Job |
Wherever the word "React" appears in the entries, copy the whole line.

Data shown |
+++++

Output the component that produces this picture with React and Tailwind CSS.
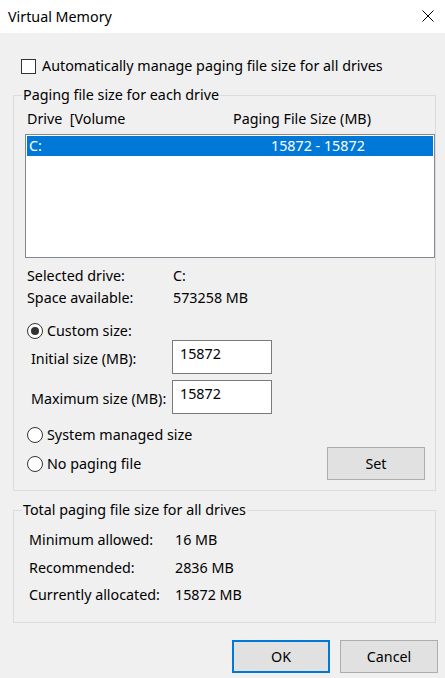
import React from 'react';

// Radio button in the Windows 10 look
const Radio = ({ checked, label }) => (
  <div className="flex items-center h-[20px]">
    <span className="w-[16px] h-[16px] rounded-full border border-[#333333] bg-white flex items-center justify-center">
      {checked && <span className="w-[8px] h-[8px] rounded-full bg-[#333333]" />}
    </span>
    <span className="ml-[4px]">{label}</span>
  </div>
);

const Row = ({ label, value, labelW = 'w-[146px]', className = '' }) => (
  <div className={`flex items-center h-[20px] ${className}`}>
    <span className={labelW}>{label}</span>
    <span>{value}</span>
  </div>
);

const SizeInput = ({ label, value, className = '' }) => (
  <div className={`flex items-start ${className}`}>
    <span className="w-[145px] pl-[4px] pt-[9px]">{label}</span>
    <div className="w-[100px] h-[34px] bg-white border border-[#7a7a7a] px-[7px] pt-[3px] leading-[20px]">
      {value}
    </div>
  </div>
);

const WinButton = ({ children, primary }) => (
  <button
    className={`w-[98px] h-[33px] bg-[#e1e1e1] ${
      primary ? 'border-2 border-[#0078d7]' : 'border border-[#adadad]'
    }`}
  >
    {children}
  </button>
);

export default function App() {
  return (
    <div
      className="w-[445px] h-[678px] bg-[#f0f0f0] text-black text-[14.3px] leading-[20px] overflow-hidden"
      style={{ fontFamily: '"Noto Sans", sans-serif' }}
    >
      {/* Title bar */}
      <div className="h-[33px] bg-white flex items-center justify-between pl-[8px] pr-[11px]">
        <span className="text-[14.3px]">Virtual Memory</span>
        <svg width="12" height="12" viewBox="0 0 12 12" className="mt-[-1px]">
          <path d="M0.5 0.5L11.5 11.5M11.5 0.5L0.5 11.5" stroke="#000" strokeWidth="1" />
        </svg>
      </div>

      {/* Auto manage checkbox */}
      <div className="flex items-center h-[20px] mt-[23px] ml-[21px]">
        <span className="w-[15px] h-[15px] border border-[#333333] bg-white" />
        <span className="ml-[6px]">Automatically manage paging file size for all drives</span>
      </div>

      {/* Per-drive group */}
      <fieldset className="mt-[9px] ml-[13px] w-[423px] h-[406px] border border-[#dcdcdc] pl-[8px] pr-0">
        <legend className="px-[1px] leading-[20px]">Paging file size for each drive</legend>

        <div className="flex h-[20px] mt-[4px] pl-[5px]">
          <span className="w-[206px]">Drive&nbsp;&nbsp;[Volume</span>
          <span>Paging File Size (MB)</span>
        </div>

        <div className="mt-[5px] ml-[3px] w-[410px] h-[124px] bg-white border border-[#828790] p-[1px]">
          <div className="h-[20px] bg-[#0078d7] text-white flex items-center">
            <span className="w-[244px] pl-[2px]">C:</span>
            <span>15872 - 15872</span>
          </div>
        </div>

        <div className="pl-[5px] mt-[8px]">
          <Row label="Selected drive:" value="C:" />
          <Row label="Space available:" value="573258 MB" className="mt-[2px]" />
        </div>

        <div className="pl-[5px] mt-[13px]">
          <Radio checked label="Custom size:" />
          <SizeInput label="Initial size (MB):" value="15872" className="-mt-[1px]" />
          <SizeInput label="Maximum size (MB):" value="15872" className="mt-[6px]" />
          <div className="mt-[11px]">
            <Radio label="System managed size" />
          </div>
          <div className="flex items-center justify-between mt-[2px] pr-[10px]">
            <Radio label="No paging file" />
            <WinButton>Set</WinButton>
          </div>
        </div>
      </fieldset>

      {/* Totals group */}
      <fieldset className="mt-[9px] ml-[13px] w-[423px] h-[123px] border border-[#dcdcdc] pl-[8px]">
        <legend className="px-[1px] leading-[20px]">Total paging file size for all drives</legend>
        <div className="pl-[7px] mt-[10px]">
          <Row label="Minimum allowed:" value="16 MB" />
          <Row label="Recommended:" value="2836 MB" className="mt-[8px]" />
          <Row label="Currently allocated:" value="15872 MB" className="mt-[7px]" />
        </div>
      </fieldset>

      {/* Dialog buttons */}
      <div className="flex justify-end gap-[10px] mt-[17px] pr-[7px]">
        <WinButton primary>OK</WinButton>
        <WinButton>Cancel</WinButton>
      </div>
    </div>
  );
}
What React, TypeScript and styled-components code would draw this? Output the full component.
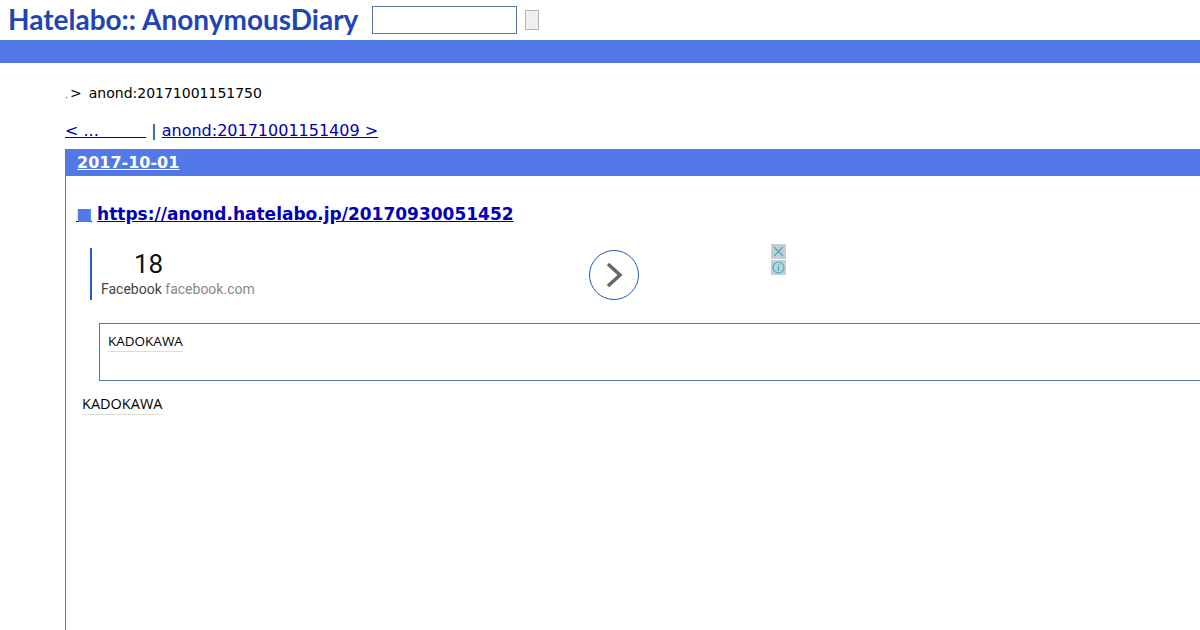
import React from "react";
import styled, { createGlobalStyle } from "styled-components";

const GlobalStyle = createGlobalStyle`
  html, body {
    margin: 0;
    padding: 0;
    height: 630px;
    overflow: hidden;
    background: #fff;
    font-family: "DejaVu Sans", sans-serif;
  }
`;

const Header = styled.header`
  height: 40px;
  display: flex;
  align-items: center;
  padding-left: 8px;
`;

const Logo = styled.h1`
  margin: -3px 14px 0 0;
  width: 350px;
  font-family: "Lato", sans-serif;
  font-size: 28px;
  font-weight: 700;
  line-height: 40px;
  color: #1f45b5;
  white-space: nowrap;
`;

const LogoWord = styled.span`
  margin-left: 6px;
`;

const SearchInput = styled.input`
  box-sizing: border-box;
  width: 145px;
  height: 28px;
  margin: 0 8px 0 0;
  padding: 0;
  background: #fff;
  border: 1px solid #5b7aa8;
`;

const SearchButton = styled.button`
  box-sizing: border-box;
  width: 14px;
  height: 20px;
  padding: 0;
  background: #efefef;
  border: 1px solid #b5b5b5;
`;

const Band = styled.div`
  height: 23px;
  background: #5279e7;
`;

const Main = styled.main`
  padding-left: 65px;
`;

const Breadcrumb = styled.div`
  display: flex;
  align-items: baseline;
  height: 20px;
  margin-top: 20px;
  font-size: 14px;
  line-height: 20px;
  color: #000;
`;

const Dot = styled.span`
  width: 5px;
  font-size: 8px;
`;

const Crumb = styled.span`
  margin-left: 7px;
`;

const Pager = styled.div`
  height: 20px;
  margin-top: 18px;
  font-size: 16px;
  line-height: 20px;
  color: #222;
`;

const PagerLink = styled.a`
  color: #0000b5;
  text-decoration: underline;
  white-space: pre;
`;

const Day = styled.section`
  width: 1300px;
  height: 490px;
  margin-top: 8px;
  border-left: 1px solid #5b7aa8;
`;

const DayTitle = styled.h2`
  margin: 0;
  height: 27px;
  padding-left: 11px;
  background: #5279e7;
  font-size: 16px;
  font-weight: 700;
  line-height: 27px;
  color: #fff;
`;

const DayLink = styled.a`
  color: #fff;
  text-decoration: underline;
`;

const EntryTitle = styled.h3`
  display: flex;
  align-items: baseline;
  gap: 5px;
  margin: 27px 0 0 10px;
  height: 22px;
  font-size: 17px;
  font-weight: 700;
  line-height: 22px;
`;

const Square = styled.a`
  font-size: 17px;
  font-weight: 400;
  color: #5279e7;
  text-decoration: underline;
  text-decoration-color: #0000b5;
`;

const EntryLink = styled.a`
  color: #0000b5;
  text-decoration: underline;
`;

const Ad = styled.div`
  display: flex;
  width: 696px;
  height: 52px;
  margin: 23px 0 0 24px;
  position: relative;
`;

const AdText = styled.div`
  width: 488px;
  padding-left: 9px;
  border-left: 2px solid #1f5bc4;
  font-family: "Roboto", sans-serif;
`;

const AdCount = styled.div`
  height: 30px;
  padding-left: 33px;
  font-size: 26px;
  line-height: 32px;
  color: #111;
`;

const AdSource = styled.div`
  margin-top: 2px;
  font-size: 14px;
  line-height: 18px;
  color: #444;
`;

const AdDomain = styled.span`
  color: #888;
`;

const AdArrow = styled.div`
  box-sizing: border-box;
  width: 50px;
  height: 50px;
  margin-top: 2px;
  display: flex;
  align-items: center;
  justify-content: center;
  border: 1px solid #1f5bab;
  border-radius: 50%;
`;

const AdControls = styled.div`
  position: absolute;
  top: -4px;
  right: 0;
  display: flex;
  flex-direction: column;
  gap: 1px;
`;

const AdControl = styled.div`
  width: 15px;
  height: 15px;
  display: flex;
  align-items: center;
  justify-content: center;
  background: #c8cdd0;
`;

const Quote = styled.blockquote`
  box-sizing: border-box;
  width: 1200px;
  height: 58px;
  margin: 23px 0 0 33px;
  padding: 7px 8px;
  border: 1px solid #5b7aa8;
`;

const Keyword = styled.a<{ $size: number }>`
  display: inline-block;
  font-family: "Open Sans", sans-serif;
  font-size: ${(p) => p.$size}px;
  line-height: ${(p) => p.$size + 4}px;
  color: #000;
  text-decoration: none;
  border-bottom: 1px solid #dcdcdc;
`;

const Footnote = styled.p`
  margin: 13px 0 0 16px;
  line-height: 20px;
`;

export default function App() {
  return (
    <>
      <GlobalStyle />
      <Header>
        <Logo>
          Hatelabo::<LogoWord>AnonymousDiary</LogoWord>
        </Logo>
        <SearchInput />
        <SearchButton />
      </Header>
      <Band />
      <Main>
        <Breadcrumb>
          <Dot>.</Dot>
          <span>&gt;</span>
          <Crumb>anond:20171001151750</Crumb>
        </Breadcrumb>
        <Pager>
          <PagerLink href="#">{"< ...         \u200A"}</PagerLink> |{" "}
          <PagerLink href="#">anond:20171001151409 &gt;</PagerLink>
        </Pager>
        <Day>
          <DayTitle>
            <DayLink href="#">2017-10-01</DayLink>
          </DayTitle>
          <EntryTitle>
            <Square href="#">■</Square>
            <EntryLink href="#">https://anond.hatelabo.jp/20170930051452</EntryLink>
          </EntryTitle>
          <Ad>
            <AdText>
              <AdCount>18</AdCount>
              <AdSource>
                Facebook <AdDomain>facebook.com</AdDomain>
              </AdSource>
            </AdText>
            <AdArrow>
              <svg width="18" height="26" viewBox="0 0 18 26" fill="none" stroke="#666" strokeWidth="3.5">
                <path d="M3 2 L15 13 L3 24" />
              </svg>
            </AdArrow>
            <AdControls>
              <AdControl>
                <svg width="11" height="11" viewBox="0 0 11 11" fill="none" stroke="#2fb4d0" strokeWidth="1.2">
                  <path d="M1 1 L10 10 M10 1 L1 10" />
                </svg>
              </AdControl>
              <AdControl>
                <svg width="13" height="13" viewBox="0 0 13 13" fill="none" stroke="#2fb4d0" strokeWidth="1.2">
                  <circle cx="6.5" cy="6.5" r="5.5" />
                  <path d="M6.5 5.5 V10 M6.5 3 V4.2" />
                </svg>
              </AdControl>
            </AdControls>
          </Ad>
          <Quote>
            <Keyword $size={13.5} href="#">KADOKAWA</Keyword>
          </Quote>
          <Footnote>
            <Keyword $size={14.5} href="#">KADOKAWA</Keyword>
          </Footnote>
        </Day>
      </Main>
    </>
  );
}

+++++

Complete answer |
Output the component that produces this picture with React and Tailwind CSS.
import React from 'react';
What React, TypeScript and styled-components code would draw this? Output the full component.
import React from "react";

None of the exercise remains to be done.